Savers will soon be able to open a British Savings Bonds after the new savings account was announced in Jeremy Hunt‘s Spring Budget yesterday.
NS&I has released more details about the account, which will allow savers to invest their funds into UK companies to help grow the economy.
The account will offer a three year fixed rate for NS&I’s Guaranteed Growth Bonds and Guaranteed Income Bonds.
A key advantage of these Bonds is a person can securely invest up to £1million, well above the protected savings limit of £85,000 as with a standard savings account.
Martin Lewis mentioned the new savings product in his run down of the Budget on his BBC podcast. He said: “What we don’t know yet is the rate – above five percent, it would look pretty competitive and you probably should be doing it.
“Below five percent, it won’t look that competitive and you probably shouldn’t do it unless you specifically want to support Britain.”
Information on the NS&I website about the new savings option stated: “Like all savings from NS&I, your money will be 100 percent secure, backed by HM Treasury, and your savings will be invested back into supporting the UK.

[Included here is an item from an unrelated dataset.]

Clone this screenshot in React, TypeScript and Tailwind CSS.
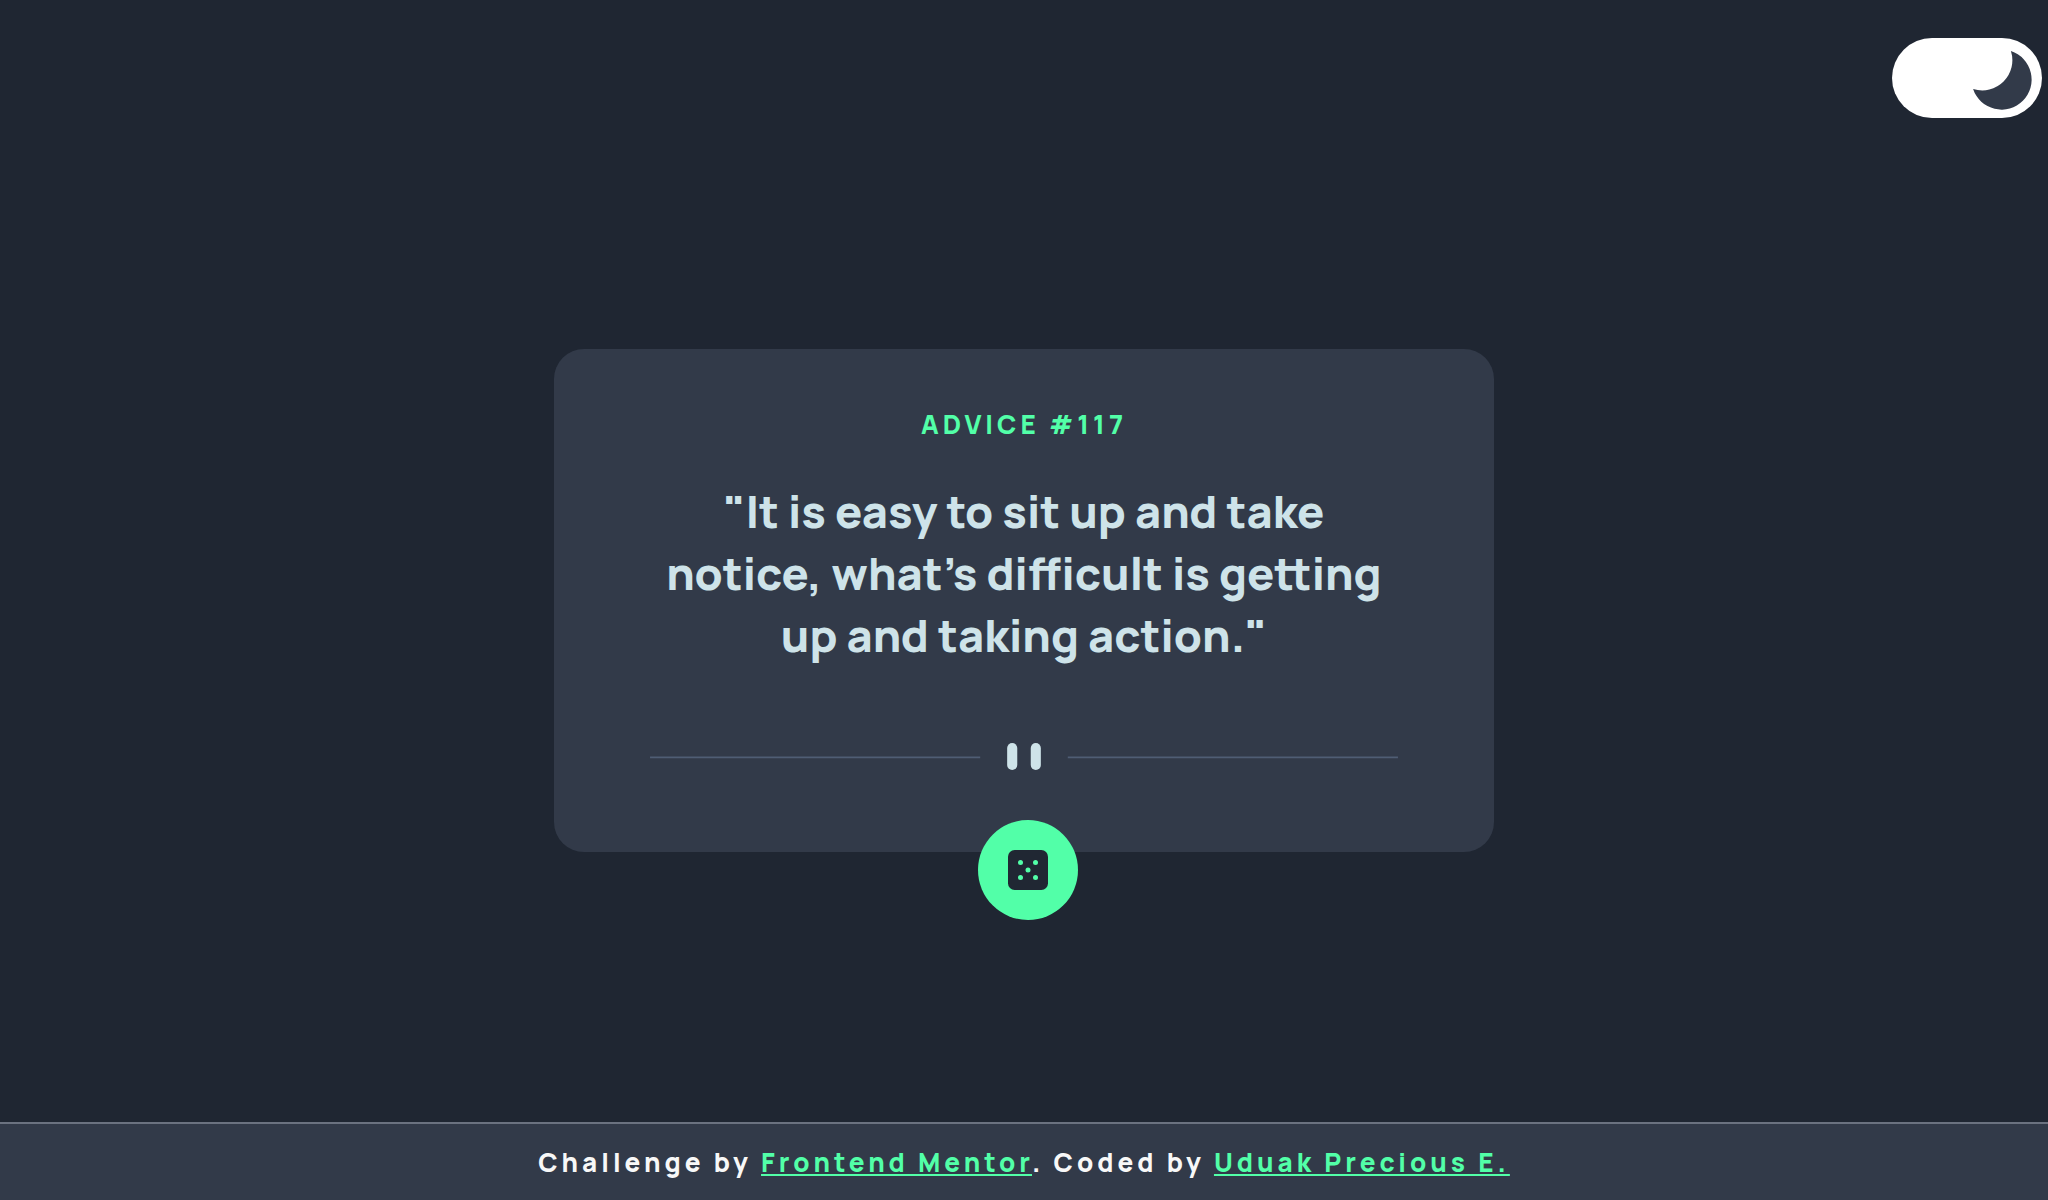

“Due to launch early April – watch this space.”
The Chancellor also set out plans for a ‘British ISA’, allowing ISA savers to put up to £5,000 a year into savings to promote UK industry.
This £5,000 allowance will be on top of the current £20,000 allowance for saving into tax-free ISAs.
Laith Khalaf, head of investment analysis at AJ Bell, said ISA savers can already invest in UK businesses through their savings.
He said: “The Government is planning to introduce a British ISA in a bid to revive the London Stock Exchange, an endeavour which ultimately might not add a great deal of liquidity to the market, and which adds further complication to the ISA system.
“Time will tell. Of course, savers don’t need to wait until the British ISA is launched to buy £5,000 of UK shares in an ISA wrapper.
“Many already do, and though UK funds have fallen out of favour in recent years, investment in individual UK stocks by DIY investors is still very common.
“In theory investors can invest all of their £20,000 ISA allowance into the UK stock market, but that’s putting a lot of eggs in one basket.”